**WORK TO DO**
Say how many lines in the records include the string "that", adding no other words.

>> START EXERCISE INPUTS

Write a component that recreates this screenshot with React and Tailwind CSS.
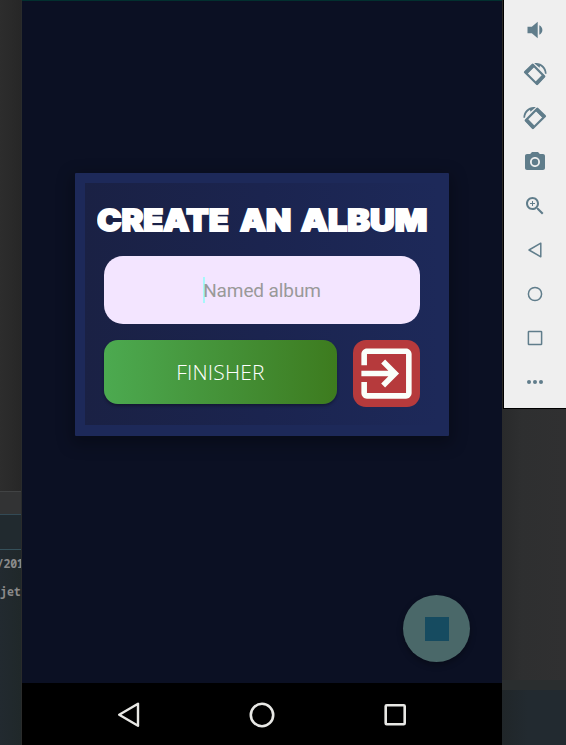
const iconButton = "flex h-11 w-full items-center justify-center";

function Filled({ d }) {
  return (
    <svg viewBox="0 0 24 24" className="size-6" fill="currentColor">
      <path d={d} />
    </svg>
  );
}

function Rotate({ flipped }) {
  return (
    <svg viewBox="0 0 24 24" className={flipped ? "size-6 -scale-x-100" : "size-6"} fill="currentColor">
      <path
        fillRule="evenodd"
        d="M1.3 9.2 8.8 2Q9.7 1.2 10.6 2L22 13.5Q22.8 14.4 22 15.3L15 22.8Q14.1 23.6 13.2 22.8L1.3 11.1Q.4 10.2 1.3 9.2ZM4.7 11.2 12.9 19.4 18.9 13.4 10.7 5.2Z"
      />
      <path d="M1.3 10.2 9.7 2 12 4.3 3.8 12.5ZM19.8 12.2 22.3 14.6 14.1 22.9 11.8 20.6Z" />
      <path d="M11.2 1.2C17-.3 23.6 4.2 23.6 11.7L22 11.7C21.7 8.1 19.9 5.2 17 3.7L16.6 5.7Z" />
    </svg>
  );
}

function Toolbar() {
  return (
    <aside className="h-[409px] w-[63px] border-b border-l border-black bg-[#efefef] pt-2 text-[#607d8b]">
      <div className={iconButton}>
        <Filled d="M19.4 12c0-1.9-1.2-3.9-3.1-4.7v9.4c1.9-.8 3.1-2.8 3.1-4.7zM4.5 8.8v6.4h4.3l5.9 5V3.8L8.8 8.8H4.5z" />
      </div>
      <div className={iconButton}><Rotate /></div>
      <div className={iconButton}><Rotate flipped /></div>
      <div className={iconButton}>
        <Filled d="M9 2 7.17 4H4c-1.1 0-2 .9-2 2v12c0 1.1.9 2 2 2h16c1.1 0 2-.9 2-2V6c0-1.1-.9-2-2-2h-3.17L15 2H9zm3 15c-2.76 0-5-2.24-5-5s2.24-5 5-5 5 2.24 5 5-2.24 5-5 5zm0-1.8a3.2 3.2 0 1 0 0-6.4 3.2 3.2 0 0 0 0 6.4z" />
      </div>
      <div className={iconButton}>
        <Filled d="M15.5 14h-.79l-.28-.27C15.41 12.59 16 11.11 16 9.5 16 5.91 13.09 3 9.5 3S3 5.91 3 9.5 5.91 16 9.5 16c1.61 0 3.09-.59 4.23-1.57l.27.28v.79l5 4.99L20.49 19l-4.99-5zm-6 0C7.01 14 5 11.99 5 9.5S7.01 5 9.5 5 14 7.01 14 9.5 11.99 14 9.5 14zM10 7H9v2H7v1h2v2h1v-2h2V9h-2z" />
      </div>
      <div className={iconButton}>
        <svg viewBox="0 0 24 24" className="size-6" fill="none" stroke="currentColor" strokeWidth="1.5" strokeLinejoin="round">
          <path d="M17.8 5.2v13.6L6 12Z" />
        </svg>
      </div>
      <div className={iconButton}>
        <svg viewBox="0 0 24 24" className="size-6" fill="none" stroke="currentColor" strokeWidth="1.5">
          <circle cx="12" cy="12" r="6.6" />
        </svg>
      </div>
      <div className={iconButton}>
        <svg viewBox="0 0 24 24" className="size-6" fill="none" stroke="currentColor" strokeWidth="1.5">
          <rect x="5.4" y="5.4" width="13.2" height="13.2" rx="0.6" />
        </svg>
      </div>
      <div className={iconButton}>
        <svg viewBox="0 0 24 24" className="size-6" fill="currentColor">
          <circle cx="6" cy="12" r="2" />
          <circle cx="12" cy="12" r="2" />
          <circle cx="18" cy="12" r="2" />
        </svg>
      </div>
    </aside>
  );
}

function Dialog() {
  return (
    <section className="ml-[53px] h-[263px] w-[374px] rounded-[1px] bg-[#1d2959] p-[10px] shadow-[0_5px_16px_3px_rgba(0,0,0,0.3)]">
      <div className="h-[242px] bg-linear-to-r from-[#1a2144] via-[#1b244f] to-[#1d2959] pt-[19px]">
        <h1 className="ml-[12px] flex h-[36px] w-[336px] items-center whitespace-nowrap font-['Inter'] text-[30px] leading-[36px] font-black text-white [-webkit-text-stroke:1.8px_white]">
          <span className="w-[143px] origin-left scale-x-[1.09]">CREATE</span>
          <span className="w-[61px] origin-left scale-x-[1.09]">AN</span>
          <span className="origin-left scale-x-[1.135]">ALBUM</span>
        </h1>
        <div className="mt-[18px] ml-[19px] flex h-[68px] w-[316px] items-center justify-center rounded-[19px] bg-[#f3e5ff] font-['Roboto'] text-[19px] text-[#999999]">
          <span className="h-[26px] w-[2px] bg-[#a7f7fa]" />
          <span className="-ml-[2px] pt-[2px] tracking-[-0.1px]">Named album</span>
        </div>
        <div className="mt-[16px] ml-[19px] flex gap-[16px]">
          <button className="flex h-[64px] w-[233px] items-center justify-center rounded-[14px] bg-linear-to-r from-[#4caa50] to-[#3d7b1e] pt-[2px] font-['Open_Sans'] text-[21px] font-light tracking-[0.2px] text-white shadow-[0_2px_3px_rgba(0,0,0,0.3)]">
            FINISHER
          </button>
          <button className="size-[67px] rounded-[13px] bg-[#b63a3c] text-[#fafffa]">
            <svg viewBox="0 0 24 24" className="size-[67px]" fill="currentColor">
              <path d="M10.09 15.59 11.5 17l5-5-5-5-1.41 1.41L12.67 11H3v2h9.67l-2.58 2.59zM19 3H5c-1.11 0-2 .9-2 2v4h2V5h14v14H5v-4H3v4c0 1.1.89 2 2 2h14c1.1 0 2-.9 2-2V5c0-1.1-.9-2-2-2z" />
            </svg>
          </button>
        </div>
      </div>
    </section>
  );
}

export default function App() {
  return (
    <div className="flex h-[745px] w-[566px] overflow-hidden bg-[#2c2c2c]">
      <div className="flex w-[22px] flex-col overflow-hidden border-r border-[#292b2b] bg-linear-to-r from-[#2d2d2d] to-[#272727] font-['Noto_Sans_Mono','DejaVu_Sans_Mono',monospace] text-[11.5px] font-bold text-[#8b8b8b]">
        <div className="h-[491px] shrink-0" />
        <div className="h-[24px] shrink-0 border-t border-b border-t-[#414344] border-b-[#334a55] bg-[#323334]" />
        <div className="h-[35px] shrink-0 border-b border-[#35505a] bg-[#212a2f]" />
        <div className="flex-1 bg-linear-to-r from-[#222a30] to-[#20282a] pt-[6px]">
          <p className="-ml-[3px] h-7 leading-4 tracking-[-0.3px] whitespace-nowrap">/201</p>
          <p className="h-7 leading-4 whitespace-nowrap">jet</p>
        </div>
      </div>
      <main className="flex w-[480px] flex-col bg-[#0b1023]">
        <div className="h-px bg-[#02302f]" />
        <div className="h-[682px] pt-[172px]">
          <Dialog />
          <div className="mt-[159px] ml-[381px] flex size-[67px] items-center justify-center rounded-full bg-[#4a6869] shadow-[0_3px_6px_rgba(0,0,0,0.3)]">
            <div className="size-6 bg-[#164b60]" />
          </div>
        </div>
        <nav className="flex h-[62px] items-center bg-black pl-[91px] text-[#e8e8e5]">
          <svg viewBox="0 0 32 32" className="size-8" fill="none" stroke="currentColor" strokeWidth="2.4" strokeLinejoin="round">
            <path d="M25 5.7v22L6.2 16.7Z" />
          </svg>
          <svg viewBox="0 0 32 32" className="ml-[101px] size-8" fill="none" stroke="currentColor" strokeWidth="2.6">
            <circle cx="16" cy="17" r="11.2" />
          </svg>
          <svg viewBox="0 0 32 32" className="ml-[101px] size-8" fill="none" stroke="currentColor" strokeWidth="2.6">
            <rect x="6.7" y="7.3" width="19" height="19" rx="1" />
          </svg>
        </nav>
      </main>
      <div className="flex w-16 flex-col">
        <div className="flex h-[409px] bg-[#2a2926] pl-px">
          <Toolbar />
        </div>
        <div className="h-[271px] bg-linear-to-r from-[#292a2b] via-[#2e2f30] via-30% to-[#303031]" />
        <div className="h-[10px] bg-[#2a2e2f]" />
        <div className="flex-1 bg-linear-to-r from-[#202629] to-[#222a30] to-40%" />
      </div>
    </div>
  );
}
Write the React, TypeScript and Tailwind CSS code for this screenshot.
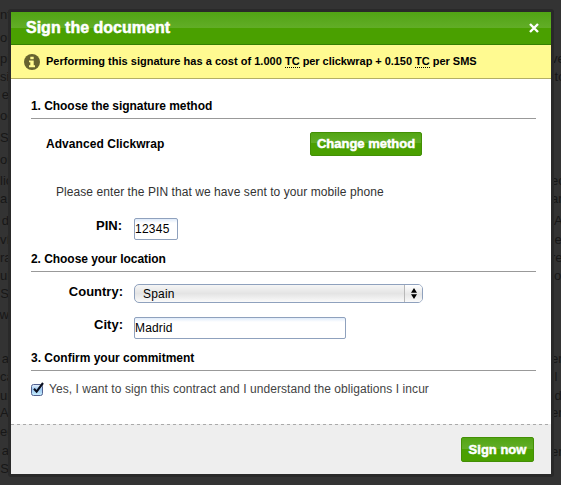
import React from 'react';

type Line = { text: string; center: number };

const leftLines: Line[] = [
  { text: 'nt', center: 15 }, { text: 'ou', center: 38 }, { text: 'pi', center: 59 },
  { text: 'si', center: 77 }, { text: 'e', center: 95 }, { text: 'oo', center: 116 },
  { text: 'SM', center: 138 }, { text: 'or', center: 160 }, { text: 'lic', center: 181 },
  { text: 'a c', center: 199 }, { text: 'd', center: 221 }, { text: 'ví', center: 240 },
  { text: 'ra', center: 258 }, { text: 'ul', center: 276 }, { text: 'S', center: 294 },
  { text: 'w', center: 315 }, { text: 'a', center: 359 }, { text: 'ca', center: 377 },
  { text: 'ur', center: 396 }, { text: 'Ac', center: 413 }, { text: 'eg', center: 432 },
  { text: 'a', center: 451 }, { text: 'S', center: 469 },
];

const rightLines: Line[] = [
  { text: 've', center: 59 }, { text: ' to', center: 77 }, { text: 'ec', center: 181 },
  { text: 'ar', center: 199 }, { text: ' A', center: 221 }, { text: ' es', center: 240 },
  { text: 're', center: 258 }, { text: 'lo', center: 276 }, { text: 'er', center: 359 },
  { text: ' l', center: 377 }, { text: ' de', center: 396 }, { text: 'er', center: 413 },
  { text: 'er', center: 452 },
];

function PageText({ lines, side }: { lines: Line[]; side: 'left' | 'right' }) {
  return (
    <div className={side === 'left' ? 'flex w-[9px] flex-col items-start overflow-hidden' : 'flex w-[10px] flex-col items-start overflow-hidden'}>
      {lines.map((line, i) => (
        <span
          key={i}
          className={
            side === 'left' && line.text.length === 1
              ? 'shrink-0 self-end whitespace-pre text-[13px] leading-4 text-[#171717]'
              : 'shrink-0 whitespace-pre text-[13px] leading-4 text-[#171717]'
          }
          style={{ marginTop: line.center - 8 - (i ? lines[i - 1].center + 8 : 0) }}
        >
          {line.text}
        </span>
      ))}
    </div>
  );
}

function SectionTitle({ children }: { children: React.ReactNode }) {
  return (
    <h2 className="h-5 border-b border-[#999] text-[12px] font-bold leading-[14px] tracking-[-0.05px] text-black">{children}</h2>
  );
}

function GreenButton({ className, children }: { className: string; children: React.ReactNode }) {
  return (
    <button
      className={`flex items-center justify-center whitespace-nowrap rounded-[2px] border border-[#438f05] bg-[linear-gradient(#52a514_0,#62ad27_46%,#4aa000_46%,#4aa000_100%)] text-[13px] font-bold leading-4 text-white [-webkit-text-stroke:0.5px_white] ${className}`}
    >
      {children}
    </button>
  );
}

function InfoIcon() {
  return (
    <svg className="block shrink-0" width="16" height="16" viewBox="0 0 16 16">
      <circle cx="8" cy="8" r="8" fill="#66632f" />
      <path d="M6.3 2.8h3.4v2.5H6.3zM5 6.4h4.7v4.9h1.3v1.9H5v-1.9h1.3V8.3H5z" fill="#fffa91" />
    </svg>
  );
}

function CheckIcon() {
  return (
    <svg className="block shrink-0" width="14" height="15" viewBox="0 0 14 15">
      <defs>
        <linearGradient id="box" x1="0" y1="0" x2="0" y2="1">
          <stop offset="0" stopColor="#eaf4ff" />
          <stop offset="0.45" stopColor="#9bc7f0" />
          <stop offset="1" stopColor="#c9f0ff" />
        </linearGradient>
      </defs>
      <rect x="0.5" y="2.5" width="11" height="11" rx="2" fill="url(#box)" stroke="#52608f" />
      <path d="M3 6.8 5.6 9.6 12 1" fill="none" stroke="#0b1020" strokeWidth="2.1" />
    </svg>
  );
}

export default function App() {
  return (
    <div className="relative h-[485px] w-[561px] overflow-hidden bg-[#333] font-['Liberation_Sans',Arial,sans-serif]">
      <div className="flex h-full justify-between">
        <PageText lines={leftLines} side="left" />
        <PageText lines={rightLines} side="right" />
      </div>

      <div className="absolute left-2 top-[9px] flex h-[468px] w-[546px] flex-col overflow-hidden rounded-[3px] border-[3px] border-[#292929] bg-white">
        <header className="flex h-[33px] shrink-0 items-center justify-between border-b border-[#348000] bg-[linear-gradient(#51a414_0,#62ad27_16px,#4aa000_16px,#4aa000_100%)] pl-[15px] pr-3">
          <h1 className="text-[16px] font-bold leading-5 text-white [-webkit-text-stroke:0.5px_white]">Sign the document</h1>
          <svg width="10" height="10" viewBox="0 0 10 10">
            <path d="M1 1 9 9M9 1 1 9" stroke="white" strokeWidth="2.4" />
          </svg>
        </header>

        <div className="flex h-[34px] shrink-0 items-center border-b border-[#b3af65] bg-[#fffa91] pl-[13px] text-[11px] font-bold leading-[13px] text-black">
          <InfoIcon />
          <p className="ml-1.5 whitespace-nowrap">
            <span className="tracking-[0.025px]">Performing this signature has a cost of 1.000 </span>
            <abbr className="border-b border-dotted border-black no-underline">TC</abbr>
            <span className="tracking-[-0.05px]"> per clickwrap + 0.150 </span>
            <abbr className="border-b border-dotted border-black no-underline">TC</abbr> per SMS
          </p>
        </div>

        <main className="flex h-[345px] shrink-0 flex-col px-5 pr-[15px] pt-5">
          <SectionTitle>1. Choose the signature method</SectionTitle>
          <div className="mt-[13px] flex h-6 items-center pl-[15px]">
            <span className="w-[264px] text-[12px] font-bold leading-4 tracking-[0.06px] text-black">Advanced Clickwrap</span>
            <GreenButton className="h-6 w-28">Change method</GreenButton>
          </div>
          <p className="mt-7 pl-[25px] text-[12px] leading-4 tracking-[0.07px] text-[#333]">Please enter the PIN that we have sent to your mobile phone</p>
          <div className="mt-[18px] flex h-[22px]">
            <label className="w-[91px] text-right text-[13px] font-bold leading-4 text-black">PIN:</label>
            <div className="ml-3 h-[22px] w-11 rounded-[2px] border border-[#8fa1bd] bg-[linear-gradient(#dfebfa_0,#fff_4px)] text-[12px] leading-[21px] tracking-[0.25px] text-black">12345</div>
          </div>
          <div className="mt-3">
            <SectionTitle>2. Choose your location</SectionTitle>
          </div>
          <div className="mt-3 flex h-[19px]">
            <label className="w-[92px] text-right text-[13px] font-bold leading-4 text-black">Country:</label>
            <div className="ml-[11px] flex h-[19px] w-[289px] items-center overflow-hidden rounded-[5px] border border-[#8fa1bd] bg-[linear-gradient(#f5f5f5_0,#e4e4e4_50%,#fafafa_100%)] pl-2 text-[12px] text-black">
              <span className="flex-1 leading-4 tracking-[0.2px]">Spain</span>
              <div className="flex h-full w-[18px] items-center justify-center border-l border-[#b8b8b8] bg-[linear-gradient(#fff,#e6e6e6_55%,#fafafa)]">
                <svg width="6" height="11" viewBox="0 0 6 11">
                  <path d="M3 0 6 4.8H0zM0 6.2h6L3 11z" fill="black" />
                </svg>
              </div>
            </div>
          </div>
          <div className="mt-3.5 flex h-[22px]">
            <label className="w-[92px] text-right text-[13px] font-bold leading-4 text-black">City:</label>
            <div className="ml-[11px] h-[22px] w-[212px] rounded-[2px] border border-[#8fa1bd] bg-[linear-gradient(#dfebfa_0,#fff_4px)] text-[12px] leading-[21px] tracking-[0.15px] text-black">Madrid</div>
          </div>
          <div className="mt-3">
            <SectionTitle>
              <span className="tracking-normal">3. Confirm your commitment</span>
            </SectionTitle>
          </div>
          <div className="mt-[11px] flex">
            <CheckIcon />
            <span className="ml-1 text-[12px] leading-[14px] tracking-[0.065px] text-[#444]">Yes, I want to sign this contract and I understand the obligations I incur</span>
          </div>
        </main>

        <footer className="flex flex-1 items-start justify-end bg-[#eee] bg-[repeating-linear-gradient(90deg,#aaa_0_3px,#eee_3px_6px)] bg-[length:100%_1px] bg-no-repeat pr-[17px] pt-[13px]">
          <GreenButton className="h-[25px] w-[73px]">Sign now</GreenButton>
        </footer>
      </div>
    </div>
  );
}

>> END EXERCISE INPUTS

**EXPECTED ANSWER**
2